March 31, 2003
FRONTIERS IN MATERIALS SCIENCE
VINSE COLLOQUIUM SERIES
Dr. William King
Woodruff School of Mechanical Engineering
Georgia Institute of Technology
"Thermomechanical Formation of Polymer Nanostructures"
Abstract. In thermomechanical data storage, a heated atomic force microscope (AFM) cantilever tip is in contact with and scans over a thin polymer film. Electrical activation of the silicon cantilever allows resistive heating near the cantilever tip. As the cantilever is heated, the polymer beneath the cantilever tip softens and is displaced, leaving an indentation of diameter near 25 nm. The same cantilever can detect the presence of a previously written indentation: as the cantilever tip follows the contour of a previously written indentation, the change in thermal impedance between the cantilever and the substrate causes a measurable change in the cantilever temperature. Finally, highly local heating near the cantilever tip allows for single-indentation erasing. A deep understanding of thermal transport in the cantilever, cantilever tip, and polymer layer is critically important to the design of a thermomechanical data storage device. Sub-continuum heat and mass transfer physics affect nearly every aspect of thermomechanical nanostructure formation: the thermal conductivity of the highly doped thin silicon cantilever has not been measured; the temperature of the tip-polymer interface cannot be directly measured and is expected to be lower than that predicted by continuum models due to phonon-boundary scattering in the cantilever tip; air rarefaction can limit the sensitivity of thermal detection; and the heat and mass transport properties of the thin polymer film are not known, as they vary with film thickness at thickness comparable to or below the polymer radius of gyration. This talk describes progress on modeling, simulation, and measurement of thermal processes during thermomechanical data storage. The talk also reports more recent work on developing the heated AFM cantilever as a scientific instrument for nanoscale thermal processing, metrology, and manufacturing.

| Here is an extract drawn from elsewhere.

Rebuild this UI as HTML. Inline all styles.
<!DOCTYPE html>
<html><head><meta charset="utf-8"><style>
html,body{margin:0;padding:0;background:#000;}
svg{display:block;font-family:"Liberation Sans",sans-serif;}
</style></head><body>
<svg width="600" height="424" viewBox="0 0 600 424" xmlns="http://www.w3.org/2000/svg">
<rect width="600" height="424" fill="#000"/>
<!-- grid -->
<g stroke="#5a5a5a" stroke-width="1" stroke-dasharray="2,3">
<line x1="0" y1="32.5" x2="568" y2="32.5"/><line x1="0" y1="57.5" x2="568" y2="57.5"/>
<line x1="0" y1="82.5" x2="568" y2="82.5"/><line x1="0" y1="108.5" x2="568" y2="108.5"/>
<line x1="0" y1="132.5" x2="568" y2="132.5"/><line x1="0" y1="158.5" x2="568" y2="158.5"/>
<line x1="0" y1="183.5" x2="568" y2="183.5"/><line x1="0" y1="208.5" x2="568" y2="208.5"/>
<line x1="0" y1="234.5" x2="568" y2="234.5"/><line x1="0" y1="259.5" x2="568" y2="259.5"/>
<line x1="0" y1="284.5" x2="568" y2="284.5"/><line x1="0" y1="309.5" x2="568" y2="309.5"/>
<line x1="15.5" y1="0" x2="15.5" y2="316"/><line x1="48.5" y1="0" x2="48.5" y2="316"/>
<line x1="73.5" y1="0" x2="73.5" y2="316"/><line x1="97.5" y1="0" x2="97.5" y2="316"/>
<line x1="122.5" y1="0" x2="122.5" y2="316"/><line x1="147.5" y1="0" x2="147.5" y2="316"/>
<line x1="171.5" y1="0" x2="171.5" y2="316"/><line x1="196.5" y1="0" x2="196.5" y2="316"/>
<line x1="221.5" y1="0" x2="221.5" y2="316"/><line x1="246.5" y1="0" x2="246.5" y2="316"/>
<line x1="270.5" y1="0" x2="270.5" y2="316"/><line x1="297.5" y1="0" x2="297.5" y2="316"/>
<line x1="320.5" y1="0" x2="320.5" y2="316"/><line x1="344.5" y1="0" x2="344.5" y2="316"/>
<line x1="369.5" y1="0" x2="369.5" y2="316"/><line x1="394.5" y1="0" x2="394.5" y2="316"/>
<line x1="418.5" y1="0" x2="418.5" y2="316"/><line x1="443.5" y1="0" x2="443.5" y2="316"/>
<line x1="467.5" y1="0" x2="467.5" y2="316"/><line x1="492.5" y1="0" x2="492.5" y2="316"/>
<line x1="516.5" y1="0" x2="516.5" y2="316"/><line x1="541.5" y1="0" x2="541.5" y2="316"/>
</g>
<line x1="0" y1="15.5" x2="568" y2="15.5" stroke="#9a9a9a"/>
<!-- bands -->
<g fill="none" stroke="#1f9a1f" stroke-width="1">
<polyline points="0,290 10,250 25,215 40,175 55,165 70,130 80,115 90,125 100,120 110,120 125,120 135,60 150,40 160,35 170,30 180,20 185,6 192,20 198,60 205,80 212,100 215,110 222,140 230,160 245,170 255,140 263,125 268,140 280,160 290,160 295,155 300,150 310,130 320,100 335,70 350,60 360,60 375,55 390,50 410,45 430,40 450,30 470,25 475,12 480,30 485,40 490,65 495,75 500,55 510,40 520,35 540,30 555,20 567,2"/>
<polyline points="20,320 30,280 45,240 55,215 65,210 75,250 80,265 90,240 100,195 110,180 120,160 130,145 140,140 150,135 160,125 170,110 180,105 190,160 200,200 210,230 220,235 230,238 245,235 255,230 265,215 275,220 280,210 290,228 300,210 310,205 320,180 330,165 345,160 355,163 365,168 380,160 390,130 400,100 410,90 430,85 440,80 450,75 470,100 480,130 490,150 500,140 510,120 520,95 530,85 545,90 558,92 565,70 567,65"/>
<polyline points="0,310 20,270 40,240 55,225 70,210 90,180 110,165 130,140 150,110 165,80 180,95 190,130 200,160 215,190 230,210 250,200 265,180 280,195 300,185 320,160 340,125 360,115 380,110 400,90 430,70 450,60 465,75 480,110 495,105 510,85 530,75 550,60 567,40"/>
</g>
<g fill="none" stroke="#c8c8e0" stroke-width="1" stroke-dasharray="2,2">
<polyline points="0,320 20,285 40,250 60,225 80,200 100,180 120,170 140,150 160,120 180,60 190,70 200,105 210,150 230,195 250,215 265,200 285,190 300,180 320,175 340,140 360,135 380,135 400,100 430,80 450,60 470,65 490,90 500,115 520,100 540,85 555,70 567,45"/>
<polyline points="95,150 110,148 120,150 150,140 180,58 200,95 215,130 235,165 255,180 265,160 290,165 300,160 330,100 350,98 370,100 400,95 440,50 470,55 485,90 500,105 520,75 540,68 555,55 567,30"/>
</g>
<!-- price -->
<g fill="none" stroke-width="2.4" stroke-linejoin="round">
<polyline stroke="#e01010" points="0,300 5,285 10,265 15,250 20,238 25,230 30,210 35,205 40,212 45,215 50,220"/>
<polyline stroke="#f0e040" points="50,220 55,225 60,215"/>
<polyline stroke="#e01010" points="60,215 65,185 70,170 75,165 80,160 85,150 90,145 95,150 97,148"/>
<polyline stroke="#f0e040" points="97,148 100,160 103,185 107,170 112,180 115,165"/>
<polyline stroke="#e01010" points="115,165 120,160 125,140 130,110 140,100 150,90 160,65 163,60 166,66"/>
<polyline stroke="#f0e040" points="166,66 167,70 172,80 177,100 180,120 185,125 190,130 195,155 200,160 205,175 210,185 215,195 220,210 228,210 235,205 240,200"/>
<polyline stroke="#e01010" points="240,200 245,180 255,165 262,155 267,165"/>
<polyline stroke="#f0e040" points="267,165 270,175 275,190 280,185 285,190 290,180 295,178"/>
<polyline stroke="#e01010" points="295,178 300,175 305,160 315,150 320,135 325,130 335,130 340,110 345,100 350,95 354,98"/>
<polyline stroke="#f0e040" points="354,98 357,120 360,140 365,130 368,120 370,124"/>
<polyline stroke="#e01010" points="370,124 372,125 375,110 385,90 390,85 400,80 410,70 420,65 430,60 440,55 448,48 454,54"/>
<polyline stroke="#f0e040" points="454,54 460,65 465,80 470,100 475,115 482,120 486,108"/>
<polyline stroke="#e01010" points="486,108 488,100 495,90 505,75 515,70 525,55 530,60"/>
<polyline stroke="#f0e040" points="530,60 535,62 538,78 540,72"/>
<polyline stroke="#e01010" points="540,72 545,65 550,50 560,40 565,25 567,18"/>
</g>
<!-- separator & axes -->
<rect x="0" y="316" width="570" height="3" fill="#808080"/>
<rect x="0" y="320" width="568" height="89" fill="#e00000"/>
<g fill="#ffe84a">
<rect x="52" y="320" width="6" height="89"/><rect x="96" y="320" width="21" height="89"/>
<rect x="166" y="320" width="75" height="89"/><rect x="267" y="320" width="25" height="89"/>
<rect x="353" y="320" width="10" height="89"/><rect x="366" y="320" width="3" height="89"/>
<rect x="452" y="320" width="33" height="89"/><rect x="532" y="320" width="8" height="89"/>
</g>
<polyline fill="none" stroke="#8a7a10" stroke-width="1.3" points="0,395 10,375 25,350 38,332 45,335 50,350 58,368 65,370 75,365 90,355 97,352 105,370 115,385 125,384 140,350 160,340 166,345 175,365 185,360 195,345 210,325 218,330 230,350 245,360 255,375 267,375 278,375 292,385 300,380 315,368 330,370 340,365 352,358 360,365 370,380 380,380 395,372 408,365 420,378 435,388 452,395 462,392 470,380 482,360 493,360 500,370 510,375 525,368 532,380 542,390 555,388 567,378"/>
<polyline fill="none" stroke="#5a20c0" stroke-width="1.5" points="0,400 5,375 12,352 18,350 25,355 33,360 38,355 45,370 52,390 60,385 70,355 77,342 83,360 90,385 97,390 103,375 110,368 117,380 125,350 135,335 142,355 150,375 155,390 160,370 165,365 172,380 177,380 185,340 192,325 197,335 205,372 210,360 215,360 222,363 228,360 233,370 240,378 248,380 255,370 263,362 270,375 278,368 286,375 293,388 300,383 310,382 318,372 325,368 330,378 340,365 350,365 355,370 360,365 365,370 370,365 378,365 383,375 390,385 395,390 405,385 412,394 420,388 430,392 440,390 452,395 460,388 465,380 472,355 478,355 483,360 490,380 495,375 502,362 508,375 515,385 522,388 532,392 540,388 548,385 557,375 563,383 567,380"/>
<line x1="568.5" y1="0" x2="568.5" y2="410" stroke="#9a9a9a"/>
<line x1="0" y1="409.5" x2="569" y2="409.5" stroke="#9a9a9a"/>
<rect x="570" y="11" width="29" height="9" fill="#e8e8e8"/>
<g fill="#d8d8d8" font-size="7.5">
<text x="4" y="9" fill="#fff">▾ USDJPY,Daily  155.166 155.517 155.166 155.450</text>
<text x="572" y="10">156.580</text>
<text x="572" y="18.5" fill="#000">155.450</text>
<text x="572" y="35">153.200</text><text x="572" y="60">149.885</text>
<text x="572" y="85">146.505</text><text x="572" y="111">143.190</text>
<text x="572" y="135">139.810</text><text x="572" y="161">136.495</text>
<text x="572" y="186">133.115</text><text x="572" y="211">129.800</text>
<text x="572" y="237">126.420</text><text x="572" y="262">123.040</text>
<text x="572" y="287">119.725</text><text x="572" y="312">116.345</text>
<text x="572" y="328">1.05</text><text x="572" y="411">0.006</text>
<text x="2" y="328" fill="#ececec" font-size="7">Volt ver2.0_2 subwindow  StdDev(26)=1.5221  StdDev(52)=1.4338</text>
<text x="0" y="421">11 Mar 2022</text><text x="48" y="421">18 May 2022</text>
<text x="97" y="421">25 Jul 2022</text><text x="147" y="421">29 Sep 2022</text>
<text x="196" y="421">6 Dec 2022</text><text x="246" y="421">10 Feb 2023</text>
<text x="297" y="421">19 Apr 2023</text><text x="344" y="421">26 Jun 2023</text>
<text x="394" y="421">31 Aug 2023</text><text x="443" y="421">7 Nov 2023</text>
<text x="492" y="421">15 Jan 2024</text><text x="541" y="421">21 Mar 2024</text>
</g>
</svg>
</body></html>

Short Bio. William King received his Ph.D. from Stanford University in 2002, working in the groups of Ken Goodson and Tom Kenny. Between 1999 and 2001, he spent sixteen months as an IBM Graduate Research Fellow at the IBM Zurich Research center, working on Millipede thermomechanical data storage, in the group of Peter Vettiger and Gerd Binnig. At present, Dr. King is Assistant Professor of Mechanical Engineering at the Georgia Institute of Technology, where he advises four PhD students on thermal engineering of micro/nano-mechanical devices and atomic force microscopy. He is the winner of an NSF CAREER Award.